Reverb-drenched evidence notwithstanding, Schaefer denies any trace of salt spray in his musical woodpile. "People bring that up all the time," he says. "But I don't own a single surf album. I think maybe it's my solos. Real jazz players incorporate all kinds of passing notes; I just use simple blues scales." Most of the time, perhaps, although he will also pepper rudimentary riffage with octaves and dense, fancy chords--as on a rendition of Pink Floyd's "Money" recorded at Frank Stone Gallery in 2003. Trumpeter Bob DeBoer daubs the song with pastel swaths of melody; bassist Tony Watercott and drummer Joe Cline imbue its tricky timing with an air of front porch ease; Schaefer's astral blasts provide all the fire and tension.
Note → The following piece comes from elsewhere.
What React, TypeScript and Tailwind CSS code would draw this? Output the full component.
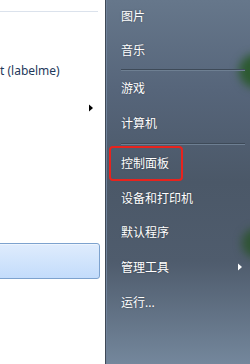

A generation ago, Schaefer might have blanched at covering a KQ staple. As a kid in the early '80s, he abandoned classic rock after the Minutemen and a trio of locals changed his life. "I started a punk band just for fun," he recalls. "We had no idea of how to go about getting shows or anything. One day, I was looking at the cover of Everything Falls Apart and noticed that Reflex's address was on the back. I sent them a tape, never for a moment imagining that anything would come of it. Ten days later, Greg Norton called and asked if we wanted to open for Hüsker Dü."
A pair of opening slots for the Hüskers catapulted the band--Dragnet--into the local scene's populous middle tier, where they thrived for a few years before drifting apart. After a stint with Man Sized Action, Schaefer fell out of the public eye. In the early '90s his computer-industry career took him to London for two years. "I didn't know very many people, so I started playing a lot more, learning new chords and inversions. That's when I got interested in jazz."
GST first coalesced as a casual backing band for poets, which helped Schaefer develop the philosophy that informs the band today. "We like bringing guest players up," he says. "So some of our songs are skeletal enough so that people can just jump onstage and join in. And they're all fairly easy to learn. That way, somebody can go on vacation for a couple weeks without having to worry about being permanently replaced. More than anything, I want this band to be fun for everyone involved."